Second, there's never any sense in Hanson's ranting that social history and the race/class/gender agenda are reactions to a history that genuinely excluded people from the narrative. He's just a little baffled that history isn't simply about statesmen and generals anymore -- witness the statement about catalogs having more classes on Chicano Studies than the Civil War, or the genuinely baffling statement about Latin American history courses including a discussion about European culpability. Some teaching in these areas is overheated and imbalanced, but you'd have to close your eyes to the last three hundred years to not see where it came from and why we have it. Hanson just clearly doesn't think Chicano history is real history, and is just as clearly unable to see how that very view perpetuates the perceived need for separate Chicano history courses. He's watching a reaction to a real history of exclusion and oppression. and wondering: What the hell is this all about?

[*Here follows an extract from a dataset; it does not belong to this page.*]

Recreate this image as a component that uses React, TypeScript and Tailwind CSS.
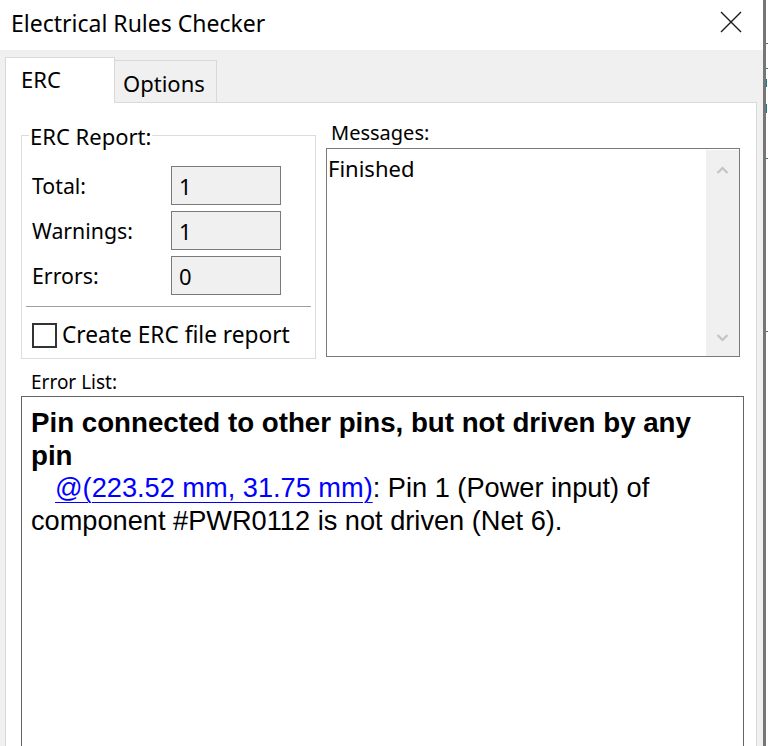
import React from "react";

const rows = [
  { label: "Total:", value: "1" },
  { label: "Warnings:", value: "1" },
  { label: "Errors:", value: "0" },
];

function CloseIcon() {
  return (
    <svg width="22" height="22" viewBox="0 0 22 22" className="mt-[11px]">
      <path d="M1 1 L21 21 M21 1 L1 21" stroke="#1a1a1a" strokeWidth="1.4" fill="none" />
    </svg>
  );
}

function Chevron({ up }: { up?: boolean }) {
  return (
    <svg width="13" height="8" viewBox="0 0 13 8">
      <path d={up ? "M1.5 7 L6.5 2 L11.5 7" : "M1.5 1 L6.5 6 L11.5 1"} stroke="#c4c4c4" strokeWidth="2.2" fill="none" />
    </svg>
  );
}

function ReportGroup() {
  return (
    <div className="relative mt-[14px] h-[224px] w-[295px] border border-[#dcdcdc] pl-[10px] pt-[30px]">
      <span className="absolute -top-[12px] left-[7px] bg-white px-[1px] text-[22px] leading-[24px]">ERC Report:</span>
      <div className="flex flex-col gap-[6px]">
        {rows.map((r) => (
          <div key={r.label} className="flex items-center">
            <span className="w-[139px] text-[21.3px] leading-[24px]">{r.label}</span>
            <div className="flex h-[39px] w-[110px] items-center border border-[#7a7a7a] bg-[#f0f0f0] pl-[7px] text-[22px] leading-[24px]">
              {r.value}
            </div>
          </div>
        ))}
      </div>
      <div className="-ml-[6px] mr-[4px] mt-[11px] h-px bg-[#a0a0a0]" />
      <label className="mt-[15px] flex items-center gap-[5px]">
        <span className="h-[25px] w-[25px] border-2 border-[#333]" />
        <span className="text-[22.7px] leading-[26px]">Create ERC file report</span>
      </label>
    </div>
  );
}

function Messages() {
  return (
    <div className="flex w-[414px] flex-col">
      <div className="pl-[5px] text-[20px] leading-[24px]">Messages:</div>
      <div className="mt-[3px] flex h-[209px] border border-[#7a7a7a] bg-white">
        <div className="flex-1 pl-[1px] pt-[6px] text-[22px] leading-[26px]">Finished</div>
        <div className="mt-px flex w-[33px] flex-col items-center justify-between bg-[#f0f0f0] pb-[14px] pt-[16px]">
          <Chevron up />
          <Chevron />
        </div>
      </div>
    </div>
  );
}

export default function App() {
  return (
    <div className="relative flex h-[746px] w-[768px] overflow-hidden bg-white font-['Noto_Sans','Open_Sans',sans-serif] text-black">
      <div className="flex w-[763px] flex-col">
        <div className="flex h-[50px] shrink-0 items-start justify-between bg-white pl-[11px] pr-[21px]">
          <span className="pt-[9px] text-[23px] leading-[28px]">Electrical Rules Checker</span>
          <CloseIcon />
        </div>
        <div className="flex flex-1 flex-col bg-[#f0f0f0] pl-[5px] pr-[6px] pt-[7px]">
          <div className="flex h-[45px] shrink-0 items-end">
            <div className="relative z-10 -mb-px h-[46px] w-[110px] border border-b-0 border-[#d9d9d9] bg-white pl-[15px] pt-[8px] text-[22px] leading-[26px]">
              ERC
            </div>
            <div className="h-[42px] w-[102px] border border-b-0 border-l-0 border-[#d9d9d9] pl-[8px] pt-[9px] text-[22px] leading-[26px]">
              Options
            </div>
          </div>
          <div className="h-[700px] shrink-0 border border-[#d9d9d9] bg-white pl-[15px] pr-[12px] pt-[18px]">
            <div className="flex items-start gap-[10px]">
              <ReportGroup />
              <Messages />
            </div>
            <div className="ml-[10px] mt-[12px] text-[19px] leading-[22px]">Error List:</div>
            <div className="mt-[3px] h-[400px] border border-[#646464] bg-white pl-[9px] pr-[12px] pt-[10px] font-['Liberation_Sans',Arial,sans-serif] leading-[32.5px]">
              <p className="text-[27.7px] font-bold">Pin connected to other pins, but not driven by any pin</p>
              <p className="indent-[24px] text-[27.2px]">
                <span className="text-[#0000ff] underline decoration-1 underline-offset-[5px]">@(223.52 mm, 31.75 mm)</span>
                : Pin 1 (Power input) of component #PWR0112 is not driven (Net 6).
              </p>
            </div>
          </div>
        </div>
      </div>
      <div className="w-[3px] shrink-0 bg-[#767676]" />
      <div className="relative flex-1 bg-white">
        <div className="absolute left-0 top-[43px] h-px w-full bg-[#2e8b2e]" />
        <div className="absolute left-0 top-[68px] h-px w-full bg-[#2e8b2e]" />
        <div className="absolute left-0 top-[79px] h-[8px] w-px bg-[#1d7f7f]" />
        <div className="absolute left-0 top-[104px] h-[9px] w-px bg-[#1d7f7f]" />
        <div className="absolute left-0 top-[158px] h-px w-full bg-[#2e8b2e]" />
        <div className="absolute left-0 top-[331px] h-px w-full bg-[#2e8b2e]" />
      </div>
    </div>
  );
}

I have more to say, but it'll have to wait. I have a wedding to prepare for, which is more interesting than cranky old VDH.
More later.
Oh: And I agree with Michael. Race, class, and gender analysis has produced some fantastic scholarship -- such as, for a recent example, Michael Fitzgerald's terrific book on intraracial conflict duing Reconstruction, or the recent Ed Ayers book on the social management of the meaning of the Civil War.
Forcing myself to stop typing...
The Victor Davis Hanson problem in a nutshell:
"The wise man shows his wisdom in separation, in gradation, and his scale of creatures and of merits is as wide as nature. The foolish have no range in their scale, but suppose every man is as every other man. What is not good they call the worst, and what is not hateful, they call the best." --
Ralph Waldo Emerson, Nature
Hanson is the guy who sees someone pull out a Zippo to light a cigarette, or throw another log in the fireplace, and calls 911 to report that the house is burning down. The premise is valid: There really is a fire. But the measurement is all wrong, and it matters.